Dry deep mixing (DDM) is one of the primary stabilisation methods used to reduce compressibility and increase bearing capacity of soft clays under road embankments. However, geotechnical designers encounter considerable uncertainty in designing DDM columns, arising from the properties of both soil and binder, as well as the stabilization techniques employed. These uncertainties are exacerbated when using novel binders, whose behaviour in real field conditions is still under investigation. In such cases, probabilistic simulation provides a systematic approach to quantifying and managing these uncertainties. This paper presents a reliability-based design framework that combines finite element (FE) analysis using the volume averaging technique and Monte Carlo simulation. The framework accounts for the uncertainty in the calculation of residual settlements of both soil and stabilised soil parameters in the case of a testing embankment built on low-carbon end-bearing and floating stabilised soil columns. The volume averaging technique approach was validated using field measurements and was found to reasonably capture the behavior of length-varying columns.

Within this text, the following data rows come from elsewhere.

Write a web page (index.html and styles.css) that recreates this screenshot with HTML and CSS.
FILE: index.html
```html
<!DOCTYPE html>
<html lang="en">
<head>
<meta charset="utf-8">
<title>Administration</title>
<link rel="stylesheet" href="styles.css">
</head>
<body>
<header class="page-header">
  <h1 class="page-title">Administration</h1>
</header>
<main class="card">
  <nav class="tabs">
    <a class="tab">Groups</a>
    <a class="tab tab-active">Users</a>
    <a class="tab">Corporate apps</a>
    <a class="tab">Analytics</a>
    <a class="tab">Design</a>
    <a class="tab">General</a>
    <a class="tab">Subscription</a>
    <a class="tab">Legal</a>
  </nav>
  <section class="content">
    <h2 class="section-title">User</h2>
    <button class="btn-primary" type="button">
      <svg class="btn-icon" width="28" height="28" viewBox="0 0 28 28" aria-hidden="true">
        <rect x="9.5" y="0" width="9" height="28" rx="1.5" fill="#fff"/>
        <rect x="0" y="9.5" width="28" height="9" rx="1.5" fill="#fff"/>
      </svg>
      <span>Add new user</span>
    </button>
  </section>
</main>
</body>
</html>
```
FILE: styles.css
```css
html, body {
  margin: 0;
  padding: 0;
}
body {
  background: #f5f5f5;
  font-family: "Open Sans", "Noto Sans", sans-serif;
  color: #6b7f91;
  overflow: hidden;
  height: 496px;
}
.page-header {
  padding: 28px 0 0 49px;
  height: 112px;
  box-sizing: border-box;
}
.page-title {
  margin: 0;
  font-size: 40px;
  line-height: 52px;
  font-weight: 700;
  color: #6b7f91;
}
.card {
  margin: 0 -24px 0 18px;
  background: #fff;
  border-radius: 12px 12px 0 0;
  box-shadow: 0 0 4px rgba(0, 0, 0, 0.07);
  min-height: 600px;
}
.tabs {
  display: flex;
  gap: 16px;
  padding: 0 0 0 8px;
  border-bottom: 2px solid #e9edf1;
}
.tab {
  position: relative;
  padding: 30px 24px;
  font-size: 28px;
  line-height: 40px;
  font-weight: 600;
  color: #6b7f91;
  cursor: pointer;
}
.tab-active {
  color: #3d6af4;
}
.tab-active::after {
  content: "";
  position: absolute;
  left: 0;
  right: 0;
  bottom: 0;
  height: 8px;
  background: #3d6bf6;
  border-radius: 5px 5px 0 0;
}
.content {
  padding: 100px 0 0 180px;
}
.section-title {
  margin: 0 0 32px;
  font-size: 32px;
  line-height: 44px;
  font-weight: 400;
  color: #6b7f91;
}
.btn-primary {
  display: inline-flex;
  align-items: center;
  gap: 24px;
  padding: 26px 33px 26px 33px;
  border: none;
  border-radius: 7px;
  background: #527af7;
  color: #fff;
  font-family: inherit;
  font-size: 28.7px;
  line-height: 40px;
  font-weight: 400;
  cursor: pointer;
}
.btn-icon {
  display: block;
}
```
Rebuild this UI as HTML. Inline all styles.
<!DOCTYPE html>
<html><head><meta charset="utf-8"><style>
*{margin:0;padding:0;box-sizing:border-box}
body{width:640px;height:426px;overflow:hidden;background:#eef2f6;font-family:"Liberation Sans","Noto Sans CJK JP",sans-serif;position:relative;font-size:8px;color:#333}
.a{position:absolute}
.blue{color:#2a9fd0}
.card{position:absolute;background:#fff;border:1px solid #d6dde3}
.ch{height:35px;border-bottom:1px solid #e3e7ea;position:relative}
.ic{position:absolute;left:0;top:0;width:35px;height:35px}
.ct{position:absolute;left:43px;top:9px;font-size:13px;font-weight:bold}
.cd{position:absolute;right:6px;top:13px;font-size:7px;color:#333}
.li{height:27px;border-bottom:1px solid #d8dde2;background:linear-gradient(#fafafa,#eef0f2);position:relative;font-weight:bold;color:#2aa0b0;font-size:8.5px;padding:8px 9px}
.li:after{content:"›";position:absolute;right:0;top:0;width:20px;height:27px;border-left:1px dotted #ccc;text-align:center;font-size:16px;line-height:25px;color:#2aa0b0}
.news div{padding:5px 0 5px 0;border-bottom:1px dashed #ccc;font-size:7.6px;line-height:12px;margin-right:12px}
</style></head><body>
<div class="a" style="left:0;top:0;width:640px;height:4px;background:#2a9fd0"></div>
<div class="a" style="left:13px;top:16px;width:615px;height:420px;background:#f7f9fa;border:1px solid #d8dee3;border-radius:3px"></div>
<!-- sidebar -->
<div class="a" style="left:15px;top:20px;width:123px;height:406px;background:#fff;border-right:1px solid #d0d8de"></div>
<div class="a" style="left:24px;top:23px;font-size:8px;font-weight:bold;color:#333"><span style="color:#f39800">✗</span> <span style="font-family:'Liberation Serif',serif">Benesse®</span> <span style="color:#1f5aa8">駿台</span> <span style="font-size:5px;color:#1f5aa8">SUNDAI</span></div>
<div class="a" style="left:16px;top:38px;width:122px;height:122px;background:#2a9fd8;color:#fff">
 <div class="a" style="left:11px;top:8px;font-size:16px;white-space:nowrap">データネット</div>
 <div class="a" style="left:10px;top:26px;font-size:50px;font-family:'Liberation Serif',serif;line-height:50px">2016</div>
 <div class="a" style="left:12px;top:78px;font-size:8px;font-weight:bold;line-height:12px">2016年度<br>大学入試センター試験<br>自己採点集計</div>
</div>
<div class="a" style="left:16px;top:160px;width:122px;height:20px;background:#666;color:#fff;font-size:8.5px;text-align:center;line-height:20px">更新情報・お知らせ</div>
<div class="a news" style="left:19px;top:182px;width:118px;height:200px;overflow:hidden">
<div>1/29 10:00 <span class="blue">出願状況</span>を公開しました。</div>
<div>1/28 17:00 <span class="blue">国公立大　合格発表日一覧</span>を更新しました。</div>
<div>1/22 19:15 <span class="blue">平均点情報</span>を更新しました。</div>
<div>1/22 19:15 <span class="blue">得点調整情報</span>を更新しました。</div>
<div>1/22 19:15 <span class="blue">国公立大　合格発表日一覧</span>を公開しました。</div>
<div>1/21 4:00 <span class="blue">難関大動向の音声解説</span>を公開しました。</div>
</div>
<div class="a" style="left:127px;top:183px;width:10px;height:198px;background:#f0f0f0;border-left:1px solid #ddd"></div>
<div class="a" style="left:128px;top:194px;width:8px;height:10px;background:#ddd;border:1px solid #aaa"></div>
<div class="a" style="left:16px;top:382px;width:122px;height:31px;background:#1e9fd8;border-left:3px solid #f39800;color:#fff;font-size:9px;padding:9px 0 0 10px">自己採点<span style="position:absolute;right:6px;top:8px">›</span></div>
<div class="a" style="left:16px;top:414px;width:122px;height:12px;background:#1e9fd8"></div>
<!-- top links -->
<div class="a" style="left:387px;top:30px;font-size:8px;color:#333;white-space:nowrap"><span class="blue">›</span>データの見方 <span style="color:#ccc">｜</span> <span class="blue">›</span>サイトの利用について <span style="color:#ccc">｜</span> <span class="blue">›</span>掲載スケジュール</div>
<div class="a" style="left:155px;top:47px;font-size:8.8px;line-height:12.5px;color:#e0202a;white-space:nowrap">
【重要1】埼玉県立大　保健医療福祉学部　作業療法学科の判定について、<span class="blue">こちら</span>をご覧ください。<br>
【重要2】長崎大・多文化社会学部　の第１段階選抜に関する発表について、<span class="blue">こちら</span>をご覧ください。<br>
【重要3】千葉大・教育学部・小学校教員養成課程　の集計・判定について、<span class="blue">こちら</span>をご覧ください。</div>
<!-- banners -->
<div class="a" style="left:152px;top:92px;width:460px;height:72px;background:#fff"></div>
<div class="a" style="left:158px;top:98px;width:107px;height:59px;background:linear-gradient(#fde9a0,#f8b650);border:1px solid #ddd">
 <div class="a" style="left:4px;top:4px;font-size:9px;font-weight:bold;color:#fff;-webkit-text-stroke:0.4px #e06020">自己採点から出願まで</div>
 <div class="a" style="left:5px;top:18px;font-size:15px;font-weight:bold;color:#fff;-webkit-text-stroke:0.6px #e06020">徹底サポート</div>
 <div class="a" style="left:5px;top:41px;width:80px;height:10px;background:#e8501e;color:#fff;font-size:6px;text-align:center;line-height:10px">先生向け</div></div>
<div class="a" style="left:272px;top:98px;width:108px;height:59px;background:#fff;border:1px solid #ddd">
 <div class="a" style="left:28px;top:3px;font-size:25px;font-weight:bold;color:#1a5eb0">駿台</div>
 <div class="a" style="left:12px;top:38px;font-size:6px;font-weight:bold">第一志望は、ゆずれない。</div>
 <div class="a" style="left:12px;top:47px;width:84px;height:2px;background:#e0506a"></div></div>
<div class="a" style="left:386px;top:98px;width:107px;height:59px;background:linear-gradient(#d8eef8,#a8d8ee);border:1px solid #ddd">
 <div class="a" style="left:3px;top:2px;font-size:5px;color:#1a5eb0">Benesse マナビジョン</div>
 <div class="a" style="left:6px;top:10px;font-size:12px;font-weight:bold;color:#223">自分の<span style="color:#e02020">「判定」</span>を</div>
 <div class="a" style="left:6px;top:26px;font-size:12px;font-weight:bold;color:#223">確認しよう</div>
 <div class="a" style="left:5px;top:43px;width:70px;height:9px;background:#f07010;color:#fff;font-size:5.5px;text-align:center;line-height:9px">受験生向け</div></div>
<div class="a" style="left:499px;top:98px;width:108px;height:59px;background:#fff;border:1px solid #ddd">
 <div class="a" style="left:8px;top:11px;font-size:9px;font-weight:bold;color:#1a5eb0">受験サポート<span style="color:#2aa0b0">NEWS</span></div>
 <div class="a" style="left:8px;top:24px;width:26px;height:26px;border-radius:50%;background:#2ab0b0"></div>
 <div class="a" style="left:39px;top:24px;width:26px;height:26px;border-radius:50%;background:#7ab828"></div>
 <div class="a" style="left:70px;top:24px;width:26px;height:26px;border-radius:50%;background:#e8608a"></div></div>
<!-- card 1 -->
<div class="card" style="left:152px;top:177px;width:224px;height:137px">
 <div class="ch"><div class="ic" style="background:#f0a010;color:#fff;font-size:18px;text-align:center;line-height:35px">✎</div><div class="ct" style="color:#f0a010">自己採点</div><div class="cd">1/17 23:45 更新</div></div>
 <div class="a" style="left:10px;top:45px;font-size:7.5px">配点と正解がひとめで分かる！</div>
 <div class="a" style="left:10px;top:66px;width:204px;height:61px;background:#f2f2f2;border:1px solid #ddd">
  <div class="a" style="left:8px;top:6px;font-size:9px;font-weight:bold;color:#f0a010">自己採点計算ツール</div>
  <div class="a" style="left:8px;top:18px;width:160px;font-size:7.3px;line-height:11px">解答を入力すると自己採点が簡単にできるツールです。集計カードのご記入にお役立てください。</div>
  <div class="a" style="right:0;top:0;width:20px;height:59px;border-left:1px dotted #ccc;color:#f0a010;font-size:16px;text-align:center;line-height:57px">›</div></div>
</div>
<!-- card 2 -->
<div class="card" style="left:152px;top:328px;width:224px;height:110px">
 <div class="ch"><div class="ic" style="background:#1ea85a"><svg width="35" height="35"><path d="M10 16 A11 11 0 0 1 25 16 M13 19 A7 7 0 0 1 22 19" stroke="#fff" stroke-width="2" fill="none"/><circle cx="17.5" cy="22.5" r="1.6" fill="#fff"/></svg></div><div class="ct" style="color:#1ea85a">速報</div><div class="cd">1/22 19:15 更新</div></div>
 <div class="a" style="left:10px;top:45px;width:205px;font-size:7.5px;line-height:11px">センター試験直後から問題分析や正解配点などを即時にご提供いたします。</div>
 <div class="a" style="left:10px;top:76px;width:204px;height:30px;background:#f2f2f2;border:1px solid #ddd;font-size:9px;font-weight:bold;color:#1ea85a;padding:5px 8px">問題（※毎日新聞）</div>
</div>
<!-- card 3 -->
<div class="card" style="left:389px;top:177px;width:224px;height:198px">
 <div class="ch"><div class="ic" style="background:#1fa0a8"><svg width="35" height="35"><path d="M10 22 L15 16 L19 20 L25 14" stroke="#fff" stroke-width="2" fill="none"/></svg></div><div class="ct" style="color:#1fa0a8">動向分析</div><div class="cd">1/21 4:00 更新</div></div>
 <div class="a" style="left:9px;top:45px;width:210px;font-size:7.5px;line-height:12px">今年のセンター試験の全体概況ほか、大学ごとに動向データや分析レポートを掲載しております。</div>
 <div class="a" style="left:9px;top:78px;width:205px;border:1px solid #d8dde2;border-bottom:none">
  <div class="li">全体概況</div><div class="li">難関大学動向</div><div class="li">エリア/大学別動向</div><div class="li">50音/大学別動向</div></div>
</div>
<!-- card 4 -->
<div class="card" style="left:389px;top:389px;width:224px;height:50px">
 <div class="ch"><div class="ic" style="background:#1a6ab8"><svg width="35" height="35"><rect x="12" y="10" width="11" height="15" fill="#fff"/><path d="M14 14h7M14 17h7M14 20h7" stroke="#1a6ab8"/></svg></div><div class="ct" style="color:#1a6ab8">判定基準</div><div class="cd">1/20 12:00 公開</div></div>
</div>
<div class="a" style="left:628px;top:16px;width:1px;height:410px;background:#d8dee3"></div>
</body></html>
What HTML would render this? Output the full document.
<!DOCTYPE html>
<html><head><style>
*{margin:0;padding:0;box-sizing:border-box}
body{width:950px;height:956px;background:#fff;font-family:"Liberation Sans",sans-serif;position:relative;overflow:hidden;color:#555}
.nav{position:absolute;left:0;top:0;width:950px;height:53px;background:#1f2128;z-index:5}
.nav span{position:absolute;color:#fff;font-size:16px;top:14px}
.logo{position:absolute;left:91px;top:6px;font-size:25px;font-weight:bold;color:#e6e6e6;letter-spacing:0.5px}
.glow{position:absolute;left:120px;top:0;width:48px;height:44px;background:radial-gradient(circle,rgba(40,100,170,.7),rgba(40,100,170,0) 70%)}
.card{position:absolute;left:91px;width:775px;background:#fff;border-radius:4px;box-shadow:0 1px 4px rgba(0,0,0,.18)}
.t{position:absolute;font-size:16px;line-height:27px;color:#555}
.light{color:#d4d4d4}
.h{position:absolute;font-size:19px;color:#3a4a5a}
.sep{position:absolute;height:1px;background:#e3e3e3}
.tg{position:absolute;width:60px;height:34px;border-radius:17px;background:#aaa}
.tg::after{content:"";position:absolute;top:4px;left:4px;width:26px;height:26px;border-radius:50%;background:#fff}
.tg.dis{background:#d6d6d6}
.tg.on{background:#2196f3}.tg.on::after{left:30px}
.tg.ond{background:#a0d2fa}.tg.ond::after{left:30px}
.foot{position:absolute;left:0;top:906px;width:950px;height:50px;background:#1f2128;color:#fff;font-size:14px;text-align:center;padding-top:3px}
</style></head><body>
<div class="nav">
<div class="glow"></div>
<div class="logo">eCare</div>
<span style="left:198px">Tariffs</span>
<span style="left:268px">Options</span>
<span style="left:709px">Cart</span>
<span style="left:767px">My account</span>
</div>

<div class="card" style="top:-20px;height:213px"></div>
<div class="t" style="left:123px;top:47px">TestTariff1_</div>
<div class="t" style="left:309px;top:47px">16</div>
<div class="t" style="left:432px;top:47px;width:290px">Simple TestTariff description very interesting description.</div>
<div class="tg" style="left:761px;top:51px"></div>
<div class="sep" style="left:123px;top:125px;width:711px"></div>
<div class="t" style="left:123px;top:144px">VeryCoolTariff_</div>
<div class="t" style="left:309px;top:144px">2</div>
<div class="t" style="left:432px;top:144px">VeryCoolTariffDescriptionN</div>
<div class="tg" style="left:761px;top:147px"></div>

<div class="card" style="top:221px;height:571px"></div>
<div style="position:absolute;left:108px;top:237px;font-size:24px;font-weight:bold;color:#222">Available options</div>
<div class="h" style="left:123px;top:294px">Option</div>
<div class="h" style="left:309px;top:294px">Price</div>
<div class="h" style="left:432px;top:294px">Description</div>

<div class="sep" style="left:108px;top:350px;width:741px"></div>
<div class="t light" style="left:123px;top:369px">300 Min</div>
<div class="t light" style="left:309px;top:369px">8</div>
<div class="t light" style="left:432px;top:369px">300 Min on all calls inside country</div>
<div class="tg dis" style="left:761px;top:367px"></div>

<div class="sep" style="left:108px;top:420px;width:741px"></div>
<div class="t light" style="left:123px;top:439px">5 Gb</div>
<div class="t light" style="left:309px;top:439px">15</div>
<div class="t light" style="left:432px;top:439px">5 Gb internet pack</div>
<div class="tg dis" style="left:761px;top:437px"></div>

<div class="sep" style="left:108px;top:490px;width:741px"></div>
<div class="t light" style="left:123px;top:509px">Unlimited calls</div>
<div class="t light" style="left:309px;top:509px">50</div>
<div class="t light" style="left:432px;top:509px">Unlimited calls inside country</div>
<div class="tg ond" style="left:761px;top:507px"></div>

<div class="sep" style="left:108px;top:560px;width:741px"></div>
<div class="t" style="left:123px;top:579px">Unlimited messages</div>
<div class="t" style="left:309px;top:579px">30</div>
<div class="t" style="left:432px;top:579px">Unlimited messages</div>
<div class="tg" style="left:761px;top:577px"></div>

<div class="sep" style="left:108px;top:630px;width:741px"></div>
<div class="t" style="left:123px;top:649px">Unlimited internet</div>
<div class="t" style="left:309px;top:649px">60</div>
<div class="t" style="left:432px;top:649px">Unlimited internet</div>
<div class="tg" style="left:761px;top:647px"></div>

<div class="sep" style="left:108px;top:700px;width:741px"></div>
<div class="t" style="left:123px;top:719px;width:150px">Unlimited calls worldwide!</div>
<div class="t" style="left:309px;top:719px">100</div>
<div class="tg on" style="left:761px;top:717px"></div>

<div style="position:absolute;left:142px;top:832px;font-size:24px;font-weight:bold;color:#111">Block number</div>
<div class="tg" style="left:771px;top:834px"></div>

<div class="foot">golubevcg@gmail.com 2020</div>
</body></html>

Probabilistic results show that longer columns reduce significantly not only the residual settlement but also the range of plausible outcomes and the absolute variability. However, by linking failure probabilities with binder carbon emissions, an optimal length can be obtained, enabling sustainable design and reliability adjustments based on environmental and performance trades-offs. Lastly, a global sensitivity analysis on the risk of exceedance was performed to identify the influential parameters to target in soil investigations and requiring additional testing to reduce the probability of exceedance most effectively.